[Part of a data file]

════════════════════

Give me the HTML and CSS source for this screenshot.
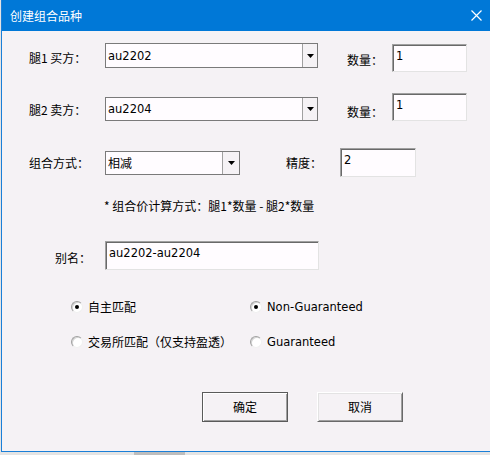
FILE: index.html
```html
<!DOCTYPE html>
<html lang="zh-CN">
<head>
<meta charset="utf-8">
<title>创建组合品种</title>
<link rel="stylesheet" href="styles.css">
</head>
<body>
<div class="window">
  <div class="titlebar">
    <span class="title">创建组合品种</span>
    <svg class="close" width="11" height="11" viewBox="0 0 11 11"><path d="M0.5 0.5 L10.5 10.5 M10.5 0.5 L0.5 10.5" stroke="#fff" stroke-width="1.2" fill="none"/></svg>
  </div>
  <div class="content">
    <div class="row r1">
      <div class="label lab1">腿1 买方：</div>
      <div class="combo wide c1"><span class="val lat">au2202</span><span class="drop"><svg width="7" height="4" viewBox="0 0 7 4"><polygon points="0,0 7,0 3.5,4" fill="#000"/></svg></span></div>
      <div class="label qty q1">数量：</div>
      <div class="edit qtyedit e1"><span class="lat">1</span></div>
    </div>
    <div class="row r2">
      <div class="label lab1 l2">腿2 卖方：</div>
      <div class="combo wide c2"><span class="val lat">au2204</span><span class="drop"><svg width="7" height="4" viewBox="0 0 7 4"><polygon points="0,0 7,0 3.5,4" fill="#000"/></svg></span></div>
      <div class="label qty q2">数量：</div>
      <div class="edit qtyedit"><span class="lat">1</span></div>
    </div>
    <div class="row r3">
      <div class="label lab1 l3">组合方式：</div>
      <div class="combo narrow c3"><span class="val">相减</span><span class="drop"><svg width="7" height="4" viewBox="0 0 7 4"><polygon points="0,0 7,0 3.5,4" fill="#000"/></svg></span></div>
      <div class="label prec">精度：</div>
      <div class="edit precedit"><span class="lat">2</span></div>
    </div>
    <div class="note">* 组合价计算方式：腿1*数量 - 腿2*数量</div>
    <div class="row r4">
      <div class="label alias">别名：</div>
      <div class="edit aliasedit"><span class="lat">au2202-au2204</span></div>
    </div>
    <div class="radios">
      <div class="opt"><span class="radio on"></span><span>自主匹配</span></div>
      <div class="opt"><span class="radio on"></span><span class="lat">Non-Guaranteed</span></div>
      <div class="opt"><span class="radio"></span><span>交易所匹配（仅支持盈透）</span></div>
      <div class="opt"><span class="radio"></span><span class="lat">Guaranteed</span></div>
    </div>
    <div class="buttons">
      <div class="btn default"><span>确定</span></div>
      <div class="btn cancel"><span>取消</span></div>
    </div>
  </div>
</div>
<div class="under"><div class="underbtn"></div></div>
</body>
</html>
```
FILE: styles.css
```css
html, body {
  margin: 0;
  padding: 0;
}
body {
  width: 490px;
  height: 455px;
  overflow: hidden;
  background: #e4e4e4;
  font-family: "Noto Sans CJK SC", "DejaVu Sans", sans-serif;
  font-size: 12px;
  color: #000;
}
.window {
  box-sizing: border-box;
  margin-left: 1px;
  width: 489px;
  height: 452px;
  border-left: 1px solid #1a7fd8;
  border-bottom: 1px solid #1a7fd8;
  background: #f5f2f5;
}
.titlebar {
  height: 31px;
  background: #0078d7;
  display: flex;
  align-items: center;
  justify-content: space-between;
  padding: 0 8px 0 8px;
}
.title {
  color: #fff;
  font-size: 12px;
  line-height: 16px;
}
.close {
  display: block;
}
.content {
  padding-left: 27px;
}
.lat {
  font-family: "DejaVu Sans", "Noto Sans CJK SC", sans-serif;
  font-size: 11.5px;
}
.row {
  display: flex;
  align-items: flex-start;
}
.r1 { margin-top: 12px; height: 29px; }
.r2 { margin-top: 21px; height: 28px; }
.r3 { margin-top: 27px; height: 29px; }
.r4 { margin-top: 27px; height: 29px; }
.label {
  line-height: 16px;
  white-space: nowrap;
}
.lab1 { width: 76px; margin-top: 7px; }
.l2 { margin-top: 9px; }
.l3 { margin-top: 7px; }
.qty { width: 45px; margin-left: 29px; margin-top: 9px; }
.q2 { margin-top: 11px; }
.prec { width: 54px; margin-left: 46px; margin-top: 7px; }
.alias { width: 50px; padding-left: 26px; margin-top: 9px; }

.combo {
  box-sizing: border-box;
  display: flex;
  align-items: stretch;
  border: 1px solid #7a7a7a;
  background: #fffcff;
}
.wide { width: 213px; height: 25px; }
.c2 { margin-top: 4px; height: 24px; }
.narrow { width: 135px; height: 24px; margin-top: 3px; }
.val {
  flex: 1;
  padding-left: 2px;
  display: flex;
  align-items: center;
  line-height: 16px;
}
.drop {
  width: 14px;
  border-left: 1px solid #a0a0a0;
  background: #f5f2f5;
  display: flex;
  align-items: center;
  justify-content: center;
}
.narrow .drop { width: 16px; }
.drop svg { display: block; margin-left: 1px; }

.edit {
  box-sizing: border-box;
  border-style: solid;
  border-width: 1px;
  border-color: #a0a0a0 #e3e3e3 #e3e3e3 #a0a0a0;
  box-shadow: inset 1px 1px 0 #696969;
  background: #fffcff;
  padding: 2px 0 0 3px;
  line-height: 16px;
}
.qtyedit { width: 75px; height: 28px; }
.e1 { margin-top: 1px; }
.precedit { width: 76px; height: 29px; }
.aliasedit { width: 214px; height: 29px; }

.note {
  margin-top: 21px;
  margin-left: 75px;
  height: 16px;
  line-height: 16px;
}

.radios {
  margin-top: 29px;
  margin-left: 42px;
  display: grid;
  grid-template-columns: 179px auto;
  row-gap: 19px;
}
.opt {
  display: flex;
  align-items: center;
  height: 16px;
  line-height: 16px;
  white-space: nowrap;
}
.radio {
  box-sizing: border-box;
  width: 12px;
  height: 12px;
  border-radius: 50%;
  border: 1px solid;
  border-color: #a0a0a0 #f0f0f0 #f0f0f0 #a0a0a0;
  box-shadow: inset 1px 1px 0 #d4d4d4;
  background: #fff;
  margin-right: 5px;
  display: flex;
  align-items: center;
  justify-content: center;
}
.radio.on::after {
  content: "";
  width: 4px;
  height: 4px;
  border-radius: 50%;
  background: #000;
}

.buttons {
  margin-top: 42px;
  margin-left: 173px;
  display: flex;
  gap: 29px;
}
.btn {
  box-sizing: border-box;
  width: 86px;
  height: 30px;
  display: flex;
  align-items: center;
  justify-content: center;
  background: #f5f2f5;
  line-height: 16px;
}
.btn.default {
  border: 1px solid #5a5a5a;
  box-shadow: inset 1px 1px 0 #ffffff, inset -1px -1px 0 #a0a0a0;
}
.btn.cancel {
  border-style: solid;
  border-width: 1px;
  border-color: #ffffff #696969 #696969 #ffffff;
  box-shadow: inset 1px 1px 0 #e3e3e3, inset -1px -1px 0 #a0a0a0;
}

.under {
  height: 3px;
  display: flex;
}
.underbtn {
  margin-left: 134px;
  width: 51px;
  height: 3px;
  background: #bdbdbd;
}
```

════════════════════

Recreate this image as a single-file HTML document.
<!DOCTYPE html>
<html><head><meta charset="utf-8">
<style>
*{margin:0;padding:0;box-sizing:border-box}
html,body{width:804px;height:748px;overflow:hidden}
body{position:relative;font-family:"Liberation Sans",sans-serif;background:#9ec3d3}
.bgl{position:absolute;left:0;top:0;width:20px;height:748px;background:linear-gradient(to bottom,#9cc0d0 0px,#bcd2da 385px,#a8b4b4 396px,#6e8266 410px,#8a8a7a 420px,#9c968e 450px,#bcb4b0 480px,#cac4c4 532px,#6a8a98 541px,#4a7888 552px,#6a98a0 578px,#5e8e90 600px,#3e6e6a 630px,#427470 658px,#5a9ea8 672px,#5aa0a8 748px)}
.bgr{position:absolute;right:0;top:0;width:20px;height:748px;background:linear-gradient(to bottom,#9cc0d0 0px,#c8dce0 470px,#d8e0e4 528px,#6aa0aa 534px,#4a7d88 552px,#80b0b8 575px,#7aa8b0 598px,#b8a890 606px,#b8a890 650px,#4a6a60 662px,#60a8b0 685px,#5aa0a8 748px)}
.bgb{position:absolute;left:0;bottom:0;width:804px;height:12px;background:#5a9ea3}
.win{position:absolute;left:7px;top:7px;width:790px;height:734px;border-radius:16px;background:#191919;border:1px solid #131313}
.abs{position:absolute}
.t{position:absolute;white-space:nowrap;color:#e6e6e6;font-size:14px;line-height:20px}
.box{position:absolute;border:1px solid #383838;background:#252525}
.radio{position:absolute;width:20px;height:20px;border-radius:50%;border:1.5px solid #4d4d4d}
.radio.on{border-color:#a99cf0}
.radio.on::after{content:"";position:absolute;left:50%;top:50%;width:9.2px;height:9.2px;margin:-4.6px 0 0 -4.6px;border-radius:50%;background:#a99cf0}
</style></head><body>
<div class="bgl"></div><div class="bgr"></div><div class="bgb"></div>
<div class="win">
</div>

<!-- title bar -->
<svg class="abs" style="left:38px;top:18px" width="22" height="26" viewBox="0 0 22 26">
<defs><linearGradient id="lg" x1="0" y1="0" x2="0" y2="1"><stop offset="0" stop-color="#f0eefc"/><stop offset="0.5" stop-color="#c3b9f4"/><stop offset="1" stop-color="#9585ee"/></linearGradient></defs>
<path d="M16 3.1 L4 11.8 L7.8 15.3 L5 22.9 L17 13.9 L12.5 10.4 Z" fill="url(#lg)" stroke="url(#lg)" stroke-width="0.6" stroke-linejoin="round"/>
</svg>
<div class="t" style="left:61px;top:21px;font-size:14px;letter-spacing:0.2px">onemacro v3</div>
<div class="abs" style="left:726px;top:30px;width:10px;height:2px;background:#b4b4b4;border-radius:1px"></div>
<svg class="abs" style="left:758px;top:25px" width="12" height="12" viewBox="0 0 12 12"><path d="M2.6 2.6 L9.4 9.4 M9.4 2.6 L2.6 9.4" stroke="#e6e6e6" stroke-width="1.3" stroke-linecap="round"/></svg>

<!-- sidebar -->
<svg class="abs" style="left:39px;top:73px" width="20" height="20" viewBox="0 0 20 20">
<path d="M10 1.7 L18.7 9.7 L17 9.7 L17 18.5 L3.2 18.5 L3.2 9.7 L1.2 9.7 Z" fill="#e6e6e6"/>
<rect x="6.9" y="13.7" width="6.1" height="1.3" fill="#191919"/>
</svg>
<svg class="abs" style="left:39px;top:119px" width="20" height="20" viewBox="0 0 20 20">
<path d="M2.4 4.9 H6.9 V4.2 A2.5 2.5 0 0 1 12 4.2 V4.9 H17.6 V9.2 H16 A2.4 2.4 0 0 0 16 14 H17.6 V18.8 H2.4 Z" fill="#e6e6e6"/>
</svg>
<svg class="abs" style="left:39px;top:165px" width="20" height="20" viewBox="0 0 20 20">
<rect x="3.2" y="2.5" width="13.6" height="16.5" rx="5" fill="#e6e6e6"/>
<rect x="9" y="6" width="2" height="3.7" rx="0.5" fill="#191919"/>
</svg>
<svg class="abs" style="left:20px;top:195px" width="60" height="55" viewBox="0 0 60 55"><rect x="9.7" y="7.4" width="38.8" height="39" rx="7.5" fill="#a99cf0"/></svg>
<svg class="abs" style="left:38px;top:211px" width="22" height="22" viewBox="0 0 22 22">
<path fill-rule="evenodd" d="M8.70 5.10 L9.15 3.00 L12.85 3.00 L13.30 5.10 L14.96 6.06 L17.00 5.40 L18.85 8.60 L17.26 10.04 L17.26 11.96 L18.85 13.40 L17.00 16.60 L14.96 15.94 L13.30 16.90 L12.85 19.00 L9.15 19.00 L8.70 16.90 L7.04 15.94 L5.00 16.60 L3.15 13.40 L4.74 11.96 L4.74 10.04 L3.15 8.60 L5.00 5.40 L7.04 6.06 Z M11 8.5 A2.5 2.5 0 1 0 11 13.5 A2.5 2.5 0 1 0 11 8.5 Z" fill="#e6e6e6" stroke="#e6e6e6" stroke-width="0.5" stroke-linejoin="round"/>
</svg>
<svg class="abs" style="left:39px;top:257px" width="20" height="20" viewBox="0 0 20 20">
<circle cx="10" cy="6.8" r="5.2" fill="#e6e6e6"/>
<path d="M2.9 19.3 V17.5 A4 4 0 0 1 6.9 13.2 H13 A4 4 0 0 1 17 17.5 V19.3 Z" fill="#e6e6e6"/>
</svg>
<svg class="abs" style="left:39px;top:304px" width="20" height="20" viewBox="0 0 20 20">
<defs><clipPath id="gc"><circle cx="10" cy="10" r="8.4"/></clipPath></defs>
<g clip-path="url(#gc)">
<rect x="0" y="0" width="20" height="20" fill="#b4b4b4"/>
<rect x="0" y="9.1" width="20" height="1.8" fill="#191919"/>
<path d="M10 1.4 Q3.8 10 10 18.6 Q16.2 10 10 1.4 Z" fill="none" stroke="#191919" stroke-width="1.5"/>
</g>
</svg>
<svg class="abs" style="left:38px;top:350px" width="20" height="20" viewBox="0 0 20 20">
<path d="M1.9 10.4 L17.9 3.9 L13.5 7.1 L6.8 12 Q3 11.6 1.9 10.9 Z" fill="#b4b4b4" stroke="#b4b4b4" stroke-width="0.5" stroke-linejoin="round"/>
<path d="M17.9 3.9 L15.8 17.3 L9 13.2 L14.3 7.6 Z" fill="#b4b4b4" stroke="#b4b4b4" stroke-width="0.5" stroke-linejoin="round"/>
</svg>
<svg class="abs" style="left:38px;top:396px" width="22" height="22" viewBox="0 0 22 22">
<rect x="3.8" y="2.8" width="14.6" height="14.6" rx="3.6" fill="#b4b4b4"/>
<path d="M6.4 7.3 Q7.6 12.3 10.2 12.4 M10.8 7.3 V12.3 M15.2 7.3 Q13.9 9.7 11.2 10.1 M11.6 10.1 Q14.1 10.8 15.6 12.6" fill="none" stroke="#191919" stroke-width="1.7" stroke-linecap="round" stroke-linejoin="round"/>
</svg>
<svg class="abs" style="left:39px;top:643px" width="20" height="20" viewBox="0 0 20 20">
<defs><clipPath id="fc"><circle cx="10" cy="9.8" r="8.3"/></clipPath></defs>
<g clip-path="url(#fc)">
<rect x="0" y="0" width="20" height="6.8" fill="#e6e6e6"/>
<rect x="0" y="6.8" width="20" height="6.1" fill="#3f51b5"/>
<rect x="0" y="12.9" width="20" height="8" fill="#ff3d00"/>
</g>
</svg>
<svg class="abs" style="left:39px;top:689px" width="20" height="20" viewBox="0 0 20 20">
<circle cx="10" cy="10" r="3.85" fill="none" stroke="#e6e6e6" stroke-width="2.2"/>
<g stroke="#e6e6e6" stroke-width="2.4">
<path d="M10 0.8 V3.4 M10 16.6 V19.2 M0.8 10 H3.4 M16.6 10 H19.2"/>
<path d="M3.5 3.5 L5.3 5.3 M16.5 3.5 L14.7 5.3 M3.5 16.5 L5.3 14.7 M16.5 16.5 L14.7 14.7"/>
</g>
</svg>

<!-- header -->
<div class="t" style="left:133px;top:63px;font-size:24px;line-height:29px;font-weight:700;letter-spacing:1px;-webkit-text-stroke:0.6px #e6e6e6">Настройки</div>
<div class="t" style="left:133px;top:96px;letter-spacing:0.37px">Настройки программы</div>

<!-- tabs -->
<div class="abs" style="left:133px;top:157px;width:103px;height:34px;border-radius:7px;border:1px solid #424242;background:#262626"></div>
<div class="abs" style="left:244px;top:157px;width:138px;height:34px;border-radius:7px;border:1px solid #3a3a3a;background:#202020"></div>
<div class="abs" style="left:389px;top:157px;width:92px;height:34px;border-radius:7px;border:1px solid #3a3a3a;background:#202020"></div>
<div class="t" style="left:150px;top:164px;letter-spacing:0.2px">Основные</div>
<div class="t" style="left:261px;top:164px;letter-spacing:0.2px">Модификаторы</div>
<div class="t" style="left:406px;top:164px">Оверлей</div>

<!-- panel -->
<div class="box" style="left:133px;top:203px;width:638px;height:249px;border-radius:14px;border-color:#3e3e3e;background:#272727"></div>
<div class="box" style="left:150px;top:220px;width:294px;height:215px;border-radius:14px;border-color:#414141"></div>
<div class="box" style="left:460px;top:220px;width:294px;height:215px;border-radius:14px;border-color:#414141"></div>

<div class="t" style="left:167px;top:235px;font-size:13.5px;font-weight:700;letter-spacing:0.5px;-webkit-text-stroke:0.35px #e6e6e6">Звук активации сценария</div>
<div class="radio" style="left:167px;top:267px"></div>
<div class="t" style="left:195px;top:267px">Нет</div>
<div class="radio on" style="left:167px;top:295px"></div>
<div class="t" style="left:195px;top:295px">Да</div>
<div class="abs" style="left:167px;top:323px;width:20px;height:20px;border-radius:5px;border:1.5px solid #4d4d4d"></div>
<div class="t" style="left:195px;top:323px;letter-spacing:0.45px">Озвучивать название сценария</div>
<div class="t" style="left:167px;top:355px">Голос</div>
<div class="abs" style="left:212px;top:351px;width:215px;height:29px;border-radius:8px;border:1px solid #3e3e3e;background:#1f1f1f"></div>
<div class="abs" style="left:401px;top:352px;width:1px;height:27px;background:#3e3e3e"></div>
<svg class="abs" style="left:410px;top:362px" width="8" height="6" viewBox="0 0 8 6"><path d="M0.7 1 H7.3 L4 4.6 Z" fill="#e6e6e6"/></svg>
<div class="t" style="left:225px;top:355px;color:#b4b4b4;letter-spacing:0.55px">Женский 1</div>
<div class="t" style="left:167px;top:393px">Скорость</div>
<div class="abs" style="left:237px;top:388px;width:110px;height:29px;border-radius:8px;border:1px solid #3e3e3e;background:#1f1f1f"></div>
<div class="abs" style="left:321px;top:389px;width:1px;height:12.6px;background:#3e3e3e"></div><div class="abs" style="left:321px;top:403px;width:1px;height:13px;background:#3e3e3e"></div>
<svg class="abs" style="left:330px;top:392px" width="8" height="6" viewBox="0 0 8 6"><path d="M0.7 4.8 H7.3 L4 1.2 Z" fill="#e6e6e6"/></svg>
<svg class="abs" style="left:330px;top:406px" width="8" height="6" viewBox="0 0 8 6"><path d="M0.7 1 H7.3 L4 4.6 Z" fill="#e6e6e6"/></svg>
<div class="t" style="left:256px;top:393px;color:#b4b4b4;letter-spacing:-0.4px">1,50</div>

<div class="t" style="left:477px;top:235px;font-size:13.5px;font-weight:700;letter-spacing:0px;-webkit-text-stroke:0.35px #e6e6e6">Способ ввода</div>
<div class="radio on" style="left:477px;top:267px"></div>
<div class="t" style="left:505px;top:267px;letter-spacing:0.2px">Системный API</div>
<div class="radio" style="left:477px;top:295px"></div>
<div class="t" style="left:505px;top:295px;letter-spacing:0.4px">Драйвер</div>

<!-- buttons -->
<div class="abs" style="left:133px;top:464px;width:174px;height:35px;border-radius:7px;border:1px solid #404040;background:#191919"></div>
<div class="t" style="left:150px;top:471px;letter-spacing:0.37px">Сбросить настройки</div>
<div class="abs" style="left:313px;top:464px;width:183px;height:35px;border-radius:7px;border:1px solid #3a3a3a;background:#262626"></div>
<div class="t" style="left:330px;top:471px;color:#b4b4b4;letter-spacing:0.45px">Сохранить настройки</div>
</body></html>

════════════════════

§ **Set exercise**: Copy out the lines in which the string "this" appears.

§ **Exercise solution**:
Give me the HTML and CSS source for this screenshot.
Recreate this image as a single-file HTML document.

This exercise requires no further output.